WORK REQUIRED:
Lines containing "inline" are to be counted. Give the number and nothing more.

+ + + + + + +

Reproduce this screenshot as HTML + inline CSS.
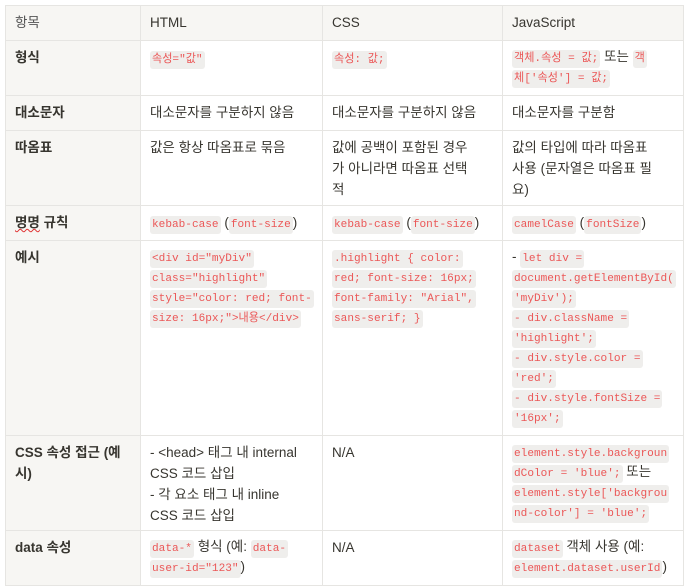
<!DOCTYPE html>
<html><head><meta charset="utf-8"><style>
body{margin:0;background:#fff;font-family:"Liberation Sans","Noto Sans CJK KR",sans-serif;font-size:13.5px;color:#37352f;}
table{position:absolute;left:5px;top:5px;border-collapse:collapse;table-layout:fixed;width:678px;}
td{border:1px solid #e6e5e2;vertical-align:top;padding:6px 9px 0 9px;line-height:21px;overflow:hidden;word-break:break-all;}
td:first-child{background:#f7f6f3;font-weight:bold;color:#37352f;word-break:normal;}
tr.h td{background:#f7f6f3;font-weight:normal;}
tr.h td:first-child{color:#555;}
code{font-family:"Liberation Mono","Noto Sans CJK KR",monospace;font-size:11.1px;color:#eb5757;background:#efeeec;border-radius:3px;padding:3px 2px;line-height:12px;word-break:normal;overflow-wrap:anywhere;-webkit-box-decoration-break:clone;box-decoration-break:clone;}
.c{line-height:20px;}
.u{text-decoration:underline wavy #e03030;text-decoration-thickness:1px;}
</style></head><body>
<table>
<colgroup><col style="width:135px"><col style="width:182px"><col style="width:180px"><col style="width:181px"></colgroup>
<tr class="h" style="height:35px"><td>항목</td><td>HTML</td><td>CSS</td><td>JavaScript</td></tr>
<tr style="height:55px"><td>형식</td><td><code>속성="값"</code></td><td><code>속성: 값;</code></td><td class="c"><code>객체.속성 = 값;</code> 또는 <code>객<br>체['속성'] = 값;</code></td></tr>
<tr style="height:35px"><td>대소문자</td><td>대소문자를 구분하지 않음</td><td>대소문자를 구분하지 않음</td><td>대소문자를 구분함</td></tr>
<tr style="height:75px"><td>따옴표</td><td>값은 항상 따옴표로 묶음</td><td>값에 공백이 포함된 경우<br>가 아니라면 따옴표 선택<br>적</td><td>값의 타입에 따라 따옴표<br>사용 (문자열은 따옴표 필<br>요)</td></tr>
<tr style="height:35px"><td><span class="u">명명</span> 규칙</td><td><code>kebab-case</code> (<code>font-size</code>)</td><td><code>kebab-case</code> (<code>font-size</code>)</td><td><code>camelCase</code> (<code>fontSize</code>)</td></tr>
<tr style="height:195px"><td>예시</td><td class="c"><code>&lt;div id="myDiv" class="highlight" style="color: red; font-size: 16px;"&gt;내용&lt;/div&gt;</code></td><td class="c"><code>.highlight { color: red; font-size: 16px; font-family: "Arial", sans-serif; }</code></td><td class="c">- <code>let div = document.getElementById('myDiv');</code><br><code>- div.className = 'highlight';</code><br><code>- div.style.color = 'red';</code><br><code>- div.style.fontSize = '16px';</code></td></tr>
<tr style="height:95px"><td>CSS 속성 접근 (예시)</td><td style="word-break:normal">- &lt;head&gt; 태그 내 internal<br>CSS 코드 삽입<br>- 각 요소 태그 내 inline<br>CSS 코드 삽입</td><td>N/A</td><td class="c"><code>element.style.backgroun<br>dColor = 'blue';</code> 또는 <code>element.style['backgrou<br>nd-color'] = 'blue';</code></td></tr>
<tr style="height:55px"><td>data 속성</td><td class="c"><code>data-*</code> 형식 (예: <code>data-user-id="123"</code>)</td><td>N/A</td><td class="c"><code>dataset</code> 객체 사용 (예: <code>element.dataset.userId</code>)</td></tr>
</table>
</body></html>
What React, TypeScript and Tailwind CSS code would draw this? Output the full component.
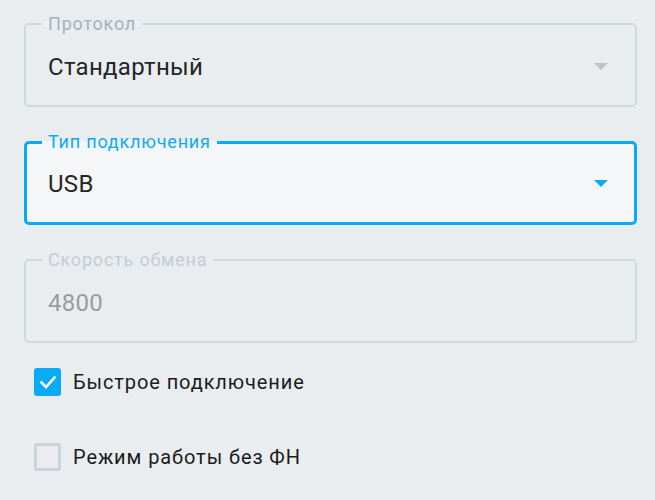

+ + + + + + +

FULL RESPONSE:
2